FAIRFIELD — As the town and Julian Enterprises go behind closed doors for an arbitration hearing, police have confirmed they are in consultation with the States Attorney’s Office regarding a criminal investigation into the fill pile at Richard White Way.

Since July 2017, Fairfield police have undertaken a criminal investigation into allegations of misconduct at the fill pile.

The investigation, Police Chief Lyddy has previously said, was started when police received complaints from town residents about the volume of material at the pile and the excessive truck traffic traveling in the beach area.

The criminal investigation would be submitted to the State’s Attorney’s Office for review if it merited probable cause, Lyddy has said, a move that occurred as early as mid-April according to an opinion column in The Day, a New London-based newspaper.
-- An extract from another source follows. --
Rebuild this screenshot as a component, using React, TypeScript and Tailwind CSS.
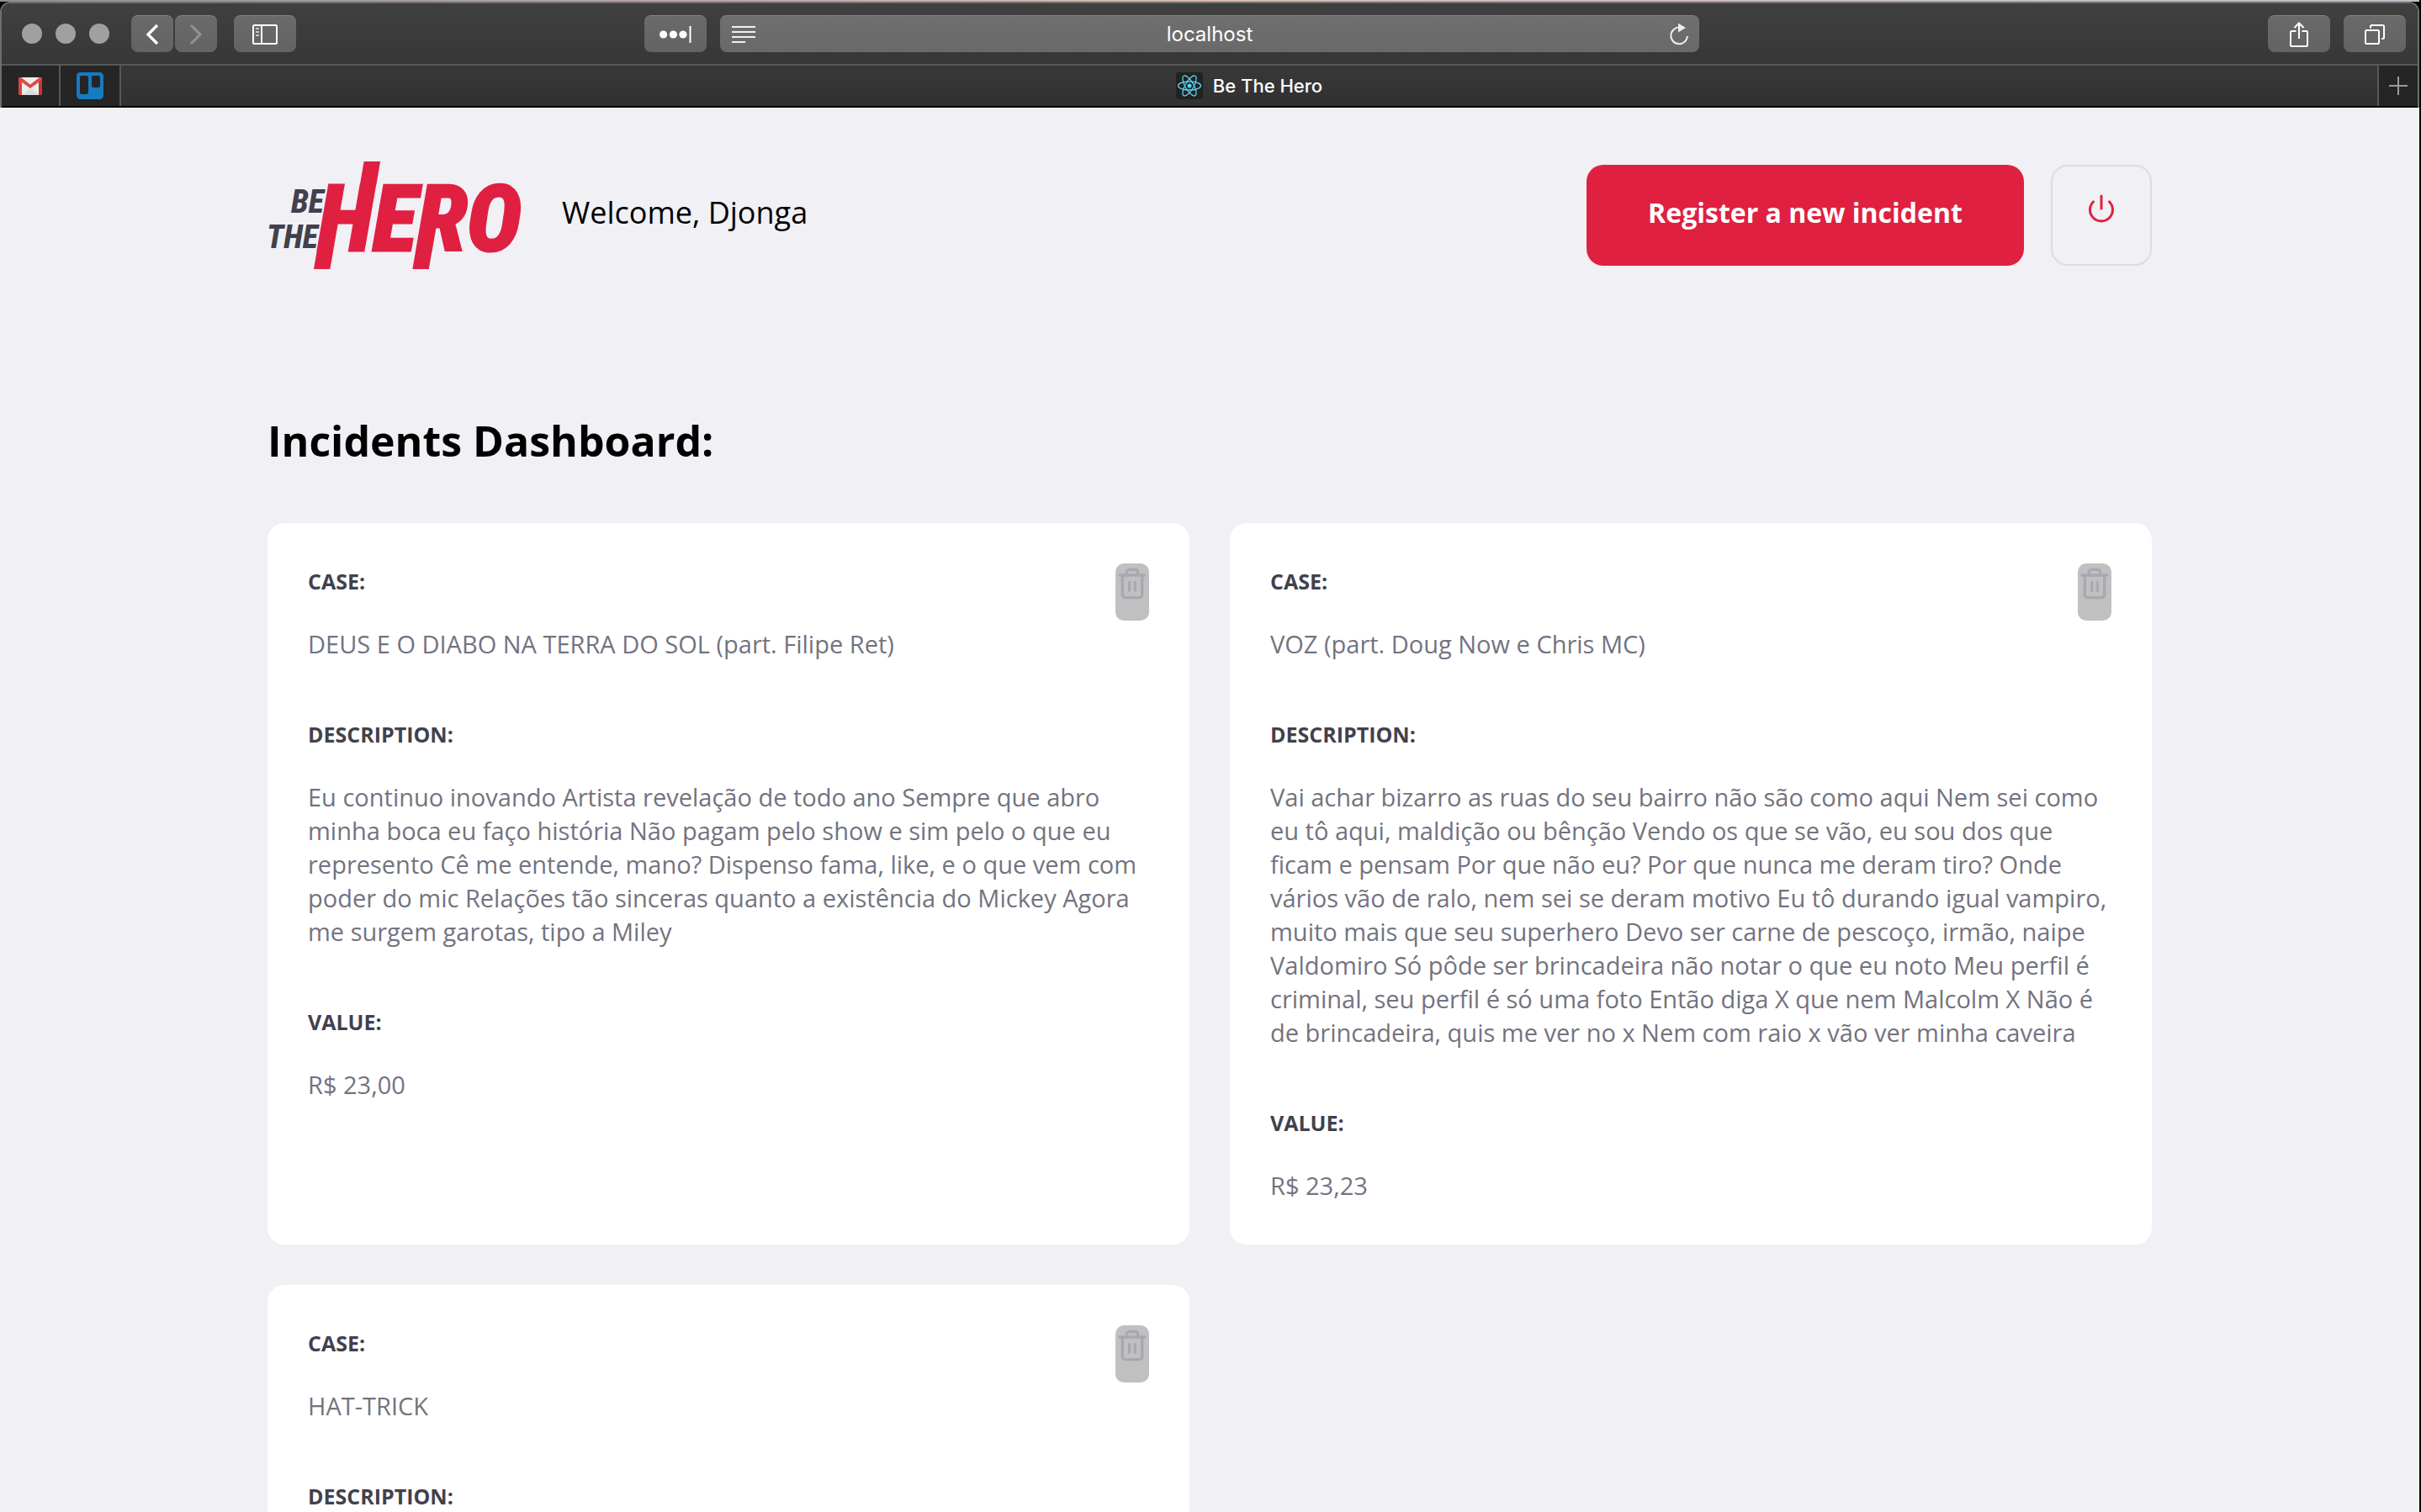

An opinion column in The Day reported that police “have presented a case to the state’s attorney and expect to hear back within a few weeks.”

“It’s taking a little longer than usual. It’s a far more complex case than usual,” Lyddy is quoted in the column.

In response to questions from the Citizen, Lyddy confirmed that police “have an active investigation and are in consultation with the States Attorney’s Office.”

A request for comment sent to Chief State’s Attorney Kevin Kane’s office was redirected to State’s Attorney John Smriga, the Fairfield States Attorney.

As of press time, Smriga was not immediately available for comment. In previous reporting, Smriga has said he could not comment on a pending investigation.

The arbitration hearing, typically a closed-door affair according to Town Attorney Stanton Lesser, is scheduled for June 6-7. Former Connecticut Superior Court judge from 1988-2011, Judge Elaine Gordon, was selected as the arbitrator.

Lesser, on June 5, said that a court reporter had been hired for the hearing. The members of the Board of Selectmen can attend the arbitration hearing if they so choose.

Back in April, First Selectman Mike Tetreau confirmed that the arbitration hearing between the town and Julian would not be open to the public.

As of press time, Thomas Cotter, an attorney representing Julian, did not respond to a request for comment.

“We intend to succeed in arbitration,” Cotter is quoted in The Day’s column.

The legal back and forth between the town and the property management company goes all the way back to May 2017 when the town sued for breach of contract, claiming that Julian had not reduced the amount of construction debris at the Richard White Way fill pile.

Shortly thereafter, Julian countersued for defamation.

The two lawsuits were withdrawn in November as both parties chose to go into an arbitration hearing, a move that garnered criticism and pushback among members of the Board of Selectmen and Board of Finance.

An attempt by the town’s counsel to restore the case to the court docket in late January was turned down by Judge Barbara Ellis and the arbitration hearing was rescheduled for June.